Work out how many lines in the listing below include the word "this"; answer with the number alone.
# Start of Given data
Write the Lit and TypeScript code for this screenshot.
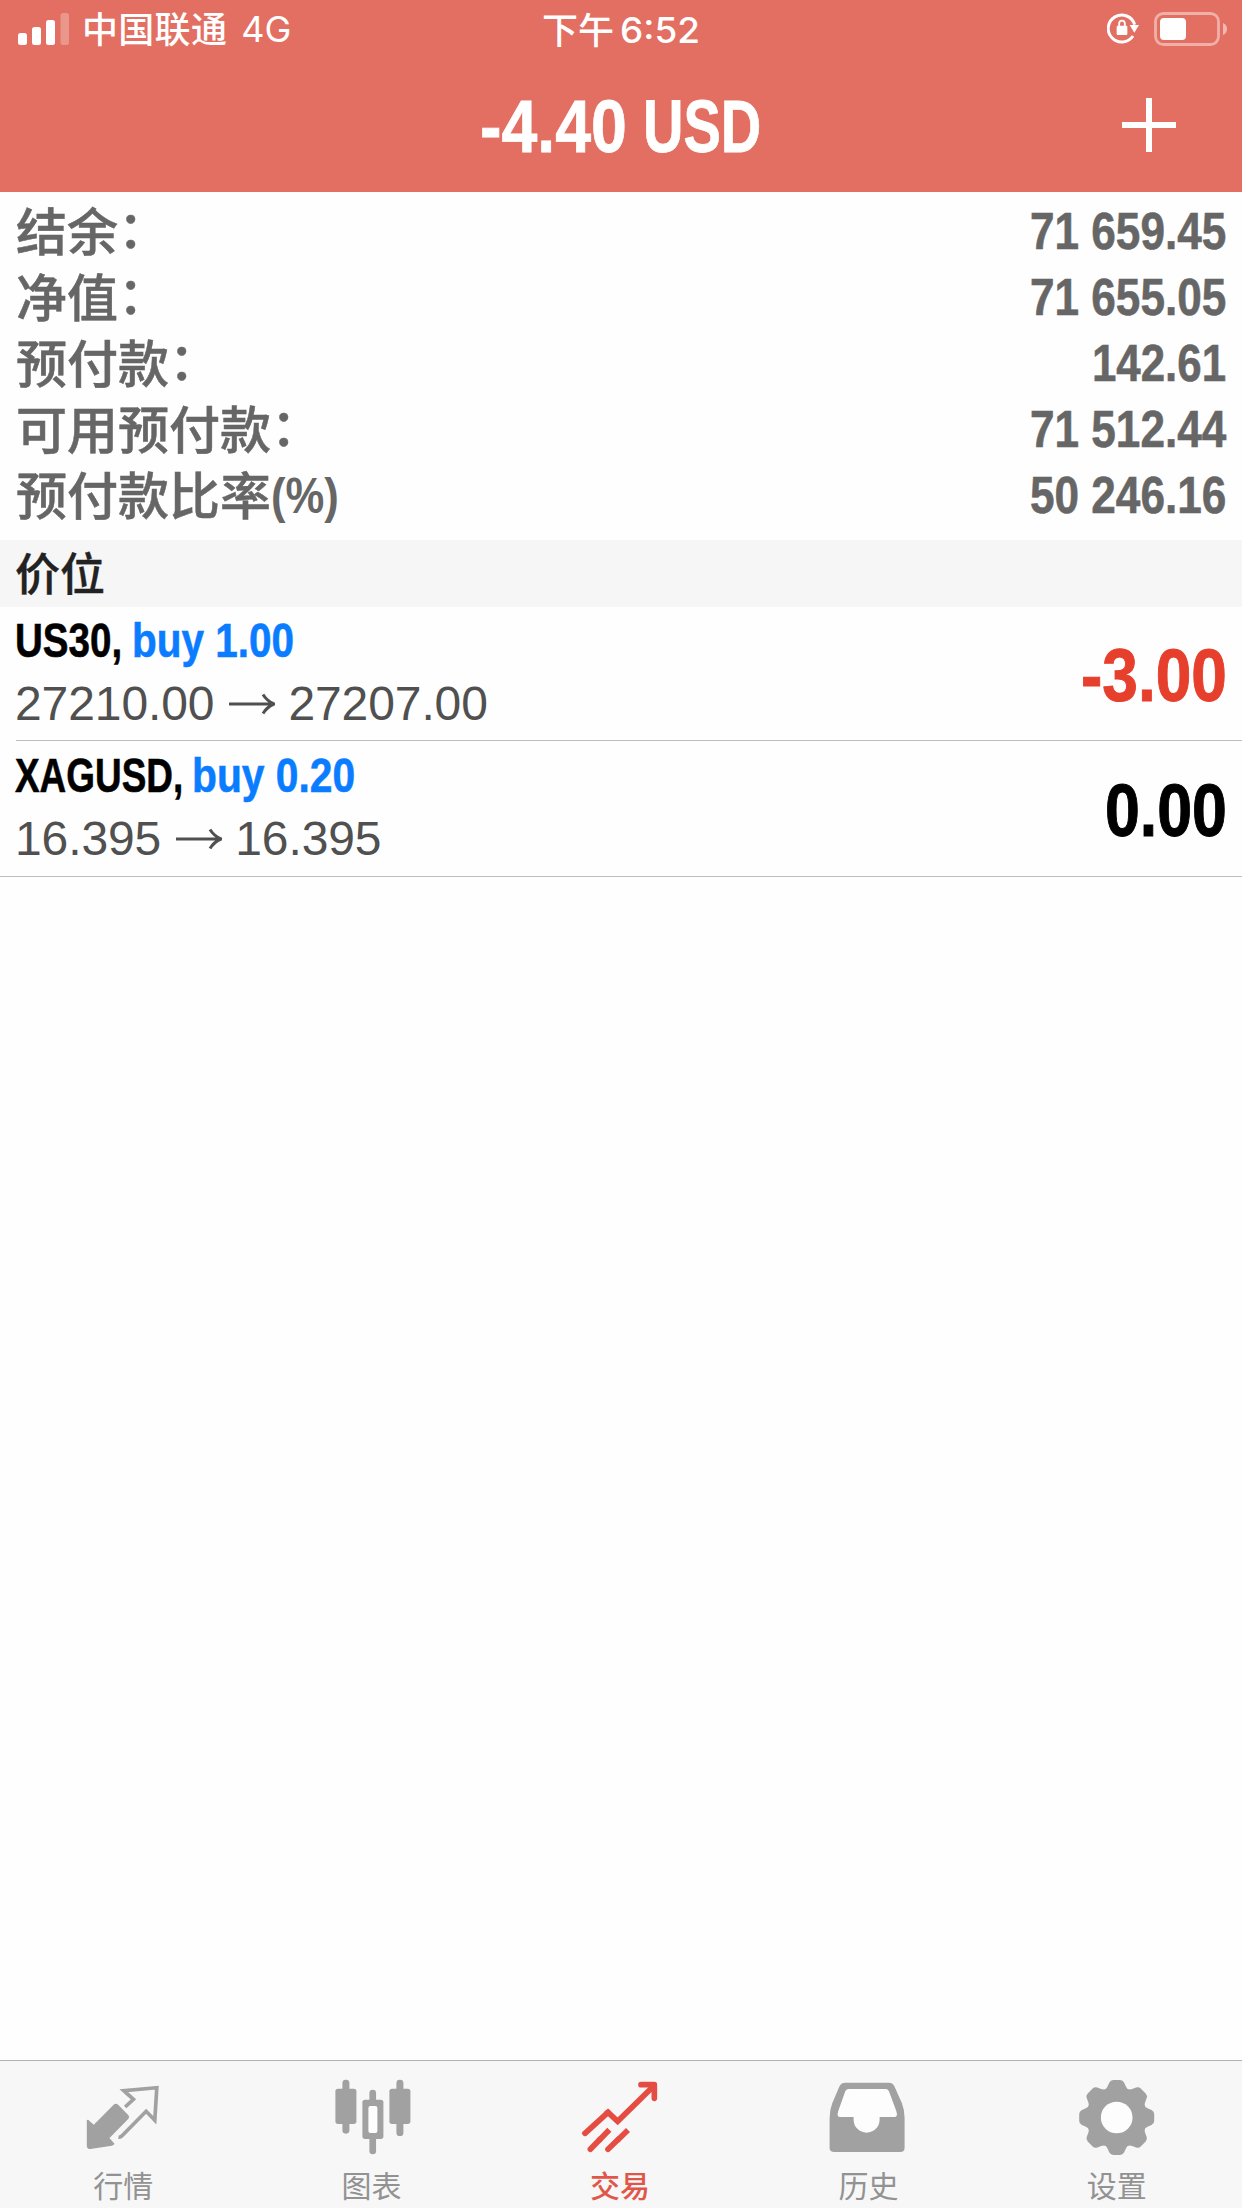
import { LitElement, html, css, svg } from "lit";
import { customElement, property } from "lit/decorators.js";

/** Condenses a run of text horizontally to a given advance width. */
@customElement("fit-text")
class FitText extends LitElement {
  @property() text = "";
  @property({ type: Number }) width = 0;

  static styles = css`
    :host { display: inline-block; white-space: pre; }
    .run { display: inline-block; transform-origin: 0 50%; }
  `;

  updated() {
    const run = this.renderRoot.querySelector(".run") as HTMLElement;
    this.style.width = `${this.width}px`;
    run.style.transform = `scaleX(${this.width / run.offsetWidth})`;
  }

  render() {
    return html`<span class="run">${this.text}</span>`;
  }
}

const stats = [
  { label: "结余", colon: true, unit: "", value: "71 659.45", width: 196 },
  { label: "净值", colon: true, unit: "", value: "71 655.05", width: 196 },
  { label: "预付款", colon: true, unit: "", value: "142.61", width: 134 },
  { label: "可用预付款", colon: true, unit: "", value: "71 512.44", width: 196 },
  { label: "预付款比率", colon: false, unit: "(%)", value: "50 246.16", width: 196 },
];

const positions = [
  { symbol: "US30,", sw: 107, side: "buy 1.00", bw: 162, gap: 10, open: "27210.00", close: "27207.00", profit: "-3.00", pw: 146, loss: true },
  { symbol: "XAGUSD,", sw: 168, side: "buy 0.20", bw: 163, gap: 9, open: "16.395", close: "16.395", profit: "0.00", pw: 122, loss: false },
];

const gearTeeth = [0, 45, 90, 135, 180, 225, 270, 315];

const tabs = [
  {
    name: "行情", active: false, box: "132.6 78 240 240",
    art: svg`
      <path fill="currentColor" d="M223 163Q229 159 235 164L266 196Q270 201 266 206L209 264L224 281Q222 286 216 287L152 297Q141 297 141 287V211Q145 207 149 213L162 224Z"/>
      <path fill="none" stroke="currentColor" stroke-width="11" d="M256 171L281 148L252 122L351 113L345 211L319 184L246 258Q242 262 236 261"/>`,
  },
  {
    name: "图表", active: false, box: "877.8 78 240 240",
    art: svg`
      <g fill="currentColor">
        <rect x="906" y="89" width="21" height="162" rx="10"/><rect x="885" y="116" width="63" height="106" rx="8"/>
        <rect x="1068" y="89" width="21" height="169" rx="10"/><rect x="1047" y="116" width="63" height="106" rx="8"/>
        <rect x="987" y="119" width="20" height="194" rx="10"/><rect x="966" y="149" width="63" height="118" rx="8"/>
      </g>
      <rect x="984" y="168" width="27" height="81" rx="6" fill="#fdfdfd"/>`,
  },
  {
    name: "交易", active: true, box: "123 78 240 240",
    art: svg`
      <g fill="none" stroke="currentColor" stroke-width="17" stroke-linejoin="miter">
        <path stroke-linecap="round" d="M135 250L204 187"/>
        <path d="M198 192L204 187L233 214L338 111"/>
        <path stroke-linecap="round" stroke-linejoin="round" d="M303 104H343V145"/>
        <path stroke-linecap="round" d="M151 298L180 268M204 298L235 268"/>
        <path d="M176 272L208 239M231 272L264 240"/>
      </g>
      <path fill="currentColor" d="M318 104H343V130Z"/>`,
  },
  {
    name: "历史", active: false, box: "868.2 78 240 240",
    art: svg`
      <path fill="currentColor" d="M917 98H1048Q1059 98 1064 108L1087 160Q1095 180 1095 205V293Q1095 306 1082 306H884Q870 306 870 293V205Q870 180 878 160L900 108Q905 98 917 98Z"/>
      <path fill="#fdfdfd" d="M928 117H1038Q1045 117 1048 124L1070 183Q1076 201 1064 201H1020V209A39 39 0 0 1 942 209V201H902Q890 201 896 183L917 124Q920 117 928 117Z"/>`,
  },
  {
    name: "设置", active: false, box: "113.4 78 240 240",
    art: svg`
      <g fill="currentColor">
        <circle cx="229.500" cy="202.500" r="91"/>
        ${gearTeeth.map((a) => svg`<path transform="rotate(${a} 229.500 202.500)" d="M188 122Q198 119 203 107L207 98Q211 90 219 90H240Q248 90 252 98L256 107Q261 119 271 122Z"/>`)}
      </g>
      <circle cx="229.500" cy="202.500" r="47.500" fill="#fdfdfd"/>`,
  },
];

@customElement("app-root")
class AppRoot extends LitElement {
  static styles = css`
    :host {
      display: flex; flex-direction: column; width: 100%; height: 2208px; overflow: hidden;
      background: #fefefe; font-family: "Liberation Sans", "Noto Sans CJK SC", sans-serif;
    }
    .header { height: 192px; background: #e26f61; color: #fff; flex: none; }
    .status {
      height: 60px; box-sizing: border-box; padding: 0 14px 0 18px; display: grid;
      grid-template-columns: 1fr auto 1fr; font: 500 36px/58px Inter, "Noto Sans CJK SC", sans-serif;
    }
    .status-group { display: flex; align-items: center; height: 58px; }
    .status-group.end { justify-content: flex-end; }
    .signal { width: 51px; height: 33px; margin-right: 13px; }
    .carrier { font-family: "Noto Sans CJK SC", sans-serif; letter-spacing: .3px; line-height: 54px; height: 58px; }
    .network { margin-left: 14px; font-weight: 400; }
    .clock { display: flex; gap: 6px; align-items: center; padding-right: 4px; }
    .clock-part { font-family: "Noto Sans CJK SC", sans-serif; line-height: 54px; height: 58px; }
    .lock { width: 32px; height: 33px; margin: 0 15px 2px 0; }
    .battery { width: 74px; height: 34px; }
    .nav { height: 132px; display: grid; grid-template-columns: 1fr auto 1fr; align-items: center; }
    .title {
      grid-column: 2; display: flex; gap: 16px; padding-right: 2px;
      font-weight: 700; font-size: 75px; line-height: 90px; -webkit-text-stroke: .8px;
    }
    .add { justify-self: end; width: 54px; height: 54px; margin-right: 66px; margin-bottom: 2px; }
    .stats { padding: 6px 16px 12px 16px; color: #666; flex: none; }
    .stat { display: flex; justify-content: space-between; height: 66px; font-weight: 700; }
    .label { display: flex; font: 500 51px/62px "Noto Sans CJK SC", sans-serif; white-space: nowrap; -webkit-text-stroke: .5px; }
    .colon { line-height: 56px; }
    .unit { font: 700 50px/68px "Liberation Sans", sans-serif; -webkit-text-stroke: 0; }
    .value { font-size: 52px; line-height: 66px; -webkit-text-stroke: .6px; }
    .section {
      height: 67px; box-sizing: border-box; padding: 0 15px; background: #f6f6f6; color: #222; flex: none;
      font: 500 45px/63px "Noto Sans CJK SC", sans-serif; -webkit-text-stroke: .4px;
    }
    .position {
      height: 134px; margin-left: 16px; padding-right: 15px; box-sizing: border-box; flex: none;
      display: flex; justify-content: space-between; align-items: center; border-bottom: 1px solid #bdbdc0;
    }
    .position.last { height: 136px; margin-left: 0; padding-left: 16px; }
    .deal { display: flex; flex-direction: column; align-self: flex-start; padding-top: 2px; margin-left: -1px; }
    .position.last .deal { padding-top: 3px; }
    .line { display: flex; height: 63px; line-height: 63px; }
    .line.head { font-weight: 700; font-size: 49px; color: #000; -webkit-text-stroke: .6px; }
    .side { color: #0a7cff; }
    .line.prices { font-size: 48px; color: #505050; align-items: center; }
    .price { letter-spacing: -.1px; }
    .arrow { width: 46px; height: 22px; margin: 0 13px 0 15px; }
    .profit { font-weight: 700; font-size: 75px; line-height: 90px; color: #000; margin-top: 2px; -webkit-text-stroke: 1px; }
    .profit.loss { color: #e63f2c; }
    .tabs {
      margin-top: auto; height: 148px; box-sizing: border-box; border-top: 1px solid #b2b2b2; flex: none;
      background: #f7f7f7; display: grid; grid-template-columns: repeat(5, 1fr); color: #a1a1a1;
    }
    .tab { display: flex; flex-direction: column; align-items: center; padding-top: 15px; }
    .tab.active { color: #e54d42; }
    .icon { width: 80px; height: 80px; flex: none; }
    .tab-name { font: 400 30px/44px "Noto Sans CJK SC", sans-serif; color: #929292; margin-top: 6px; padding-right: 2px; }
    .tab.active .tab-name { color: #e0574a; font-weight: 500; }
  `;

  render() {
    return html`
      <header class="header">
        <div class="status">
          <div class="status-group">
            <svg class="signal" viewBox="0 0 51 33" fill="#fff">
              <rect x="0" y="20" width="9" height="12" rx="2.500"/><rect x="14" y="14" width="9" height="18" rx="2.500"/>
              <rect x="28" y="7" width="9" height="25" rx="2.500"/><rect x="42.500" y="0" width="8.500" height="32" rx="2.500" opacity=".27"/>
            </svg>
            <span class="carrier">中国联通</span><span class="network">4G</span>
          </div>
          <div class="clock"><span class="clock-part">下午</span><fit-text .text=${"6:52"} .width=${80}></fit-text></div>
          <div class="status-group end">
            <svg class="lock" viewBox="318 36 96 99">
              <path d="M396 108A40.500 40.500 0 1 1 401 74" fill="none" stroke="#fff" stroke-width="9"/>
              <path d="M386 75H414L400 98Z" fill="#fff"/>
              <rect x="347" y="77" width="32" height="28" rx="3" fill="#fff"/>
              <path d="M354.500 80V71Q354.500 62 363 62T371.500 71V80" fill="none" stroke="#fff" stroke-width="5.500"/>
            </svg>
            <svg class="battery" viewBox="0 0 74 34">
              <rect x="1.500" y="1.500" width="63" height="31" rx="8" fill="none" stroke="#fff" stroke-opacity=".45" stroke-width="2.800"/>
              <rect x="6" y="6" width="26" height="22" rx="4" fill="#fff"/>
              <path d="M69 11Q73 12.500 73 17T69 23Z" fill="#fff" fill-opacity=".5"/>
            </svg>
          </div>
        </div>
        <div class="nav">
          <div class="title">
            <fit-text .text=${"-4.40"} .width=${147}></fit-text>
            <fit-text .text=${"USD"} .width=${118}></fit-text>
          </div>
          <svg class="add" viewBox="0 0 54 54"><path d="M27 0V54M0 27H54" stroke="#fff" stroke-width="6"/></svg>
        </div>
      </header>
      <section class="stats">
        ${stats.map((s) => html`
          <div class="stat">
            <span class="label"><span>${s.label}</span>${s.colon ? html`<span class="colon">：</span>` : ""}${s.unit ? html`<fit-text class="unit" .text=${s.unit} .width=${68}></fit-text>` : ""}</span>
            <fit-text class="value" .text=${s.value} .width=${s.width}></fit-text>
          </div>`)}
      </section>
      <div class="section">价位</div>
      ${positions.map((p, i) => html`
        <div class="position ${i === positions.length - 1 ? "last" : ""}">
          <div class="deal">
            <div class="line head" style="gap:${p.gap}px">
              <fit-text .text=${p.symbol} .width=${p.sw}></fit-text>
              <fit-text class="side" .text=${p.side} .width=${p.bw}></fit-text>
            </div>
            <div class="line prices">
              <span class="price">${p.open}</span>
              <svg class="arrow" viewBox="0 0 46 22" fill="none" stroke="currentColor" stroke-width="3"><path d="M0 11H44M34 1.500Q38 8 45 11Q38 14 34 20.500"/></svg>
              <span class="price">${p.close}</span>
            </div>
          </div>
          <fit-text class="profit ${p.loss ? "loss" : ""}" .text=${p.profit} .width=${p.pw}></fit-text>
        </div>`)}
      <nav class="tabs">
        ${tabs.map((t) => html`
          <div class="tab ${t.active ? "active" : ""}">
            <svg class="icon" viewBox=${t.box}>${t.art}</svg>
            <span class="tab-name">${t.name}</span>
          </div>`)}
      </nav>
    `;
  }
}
# End of Given data
Solution to the problem - 5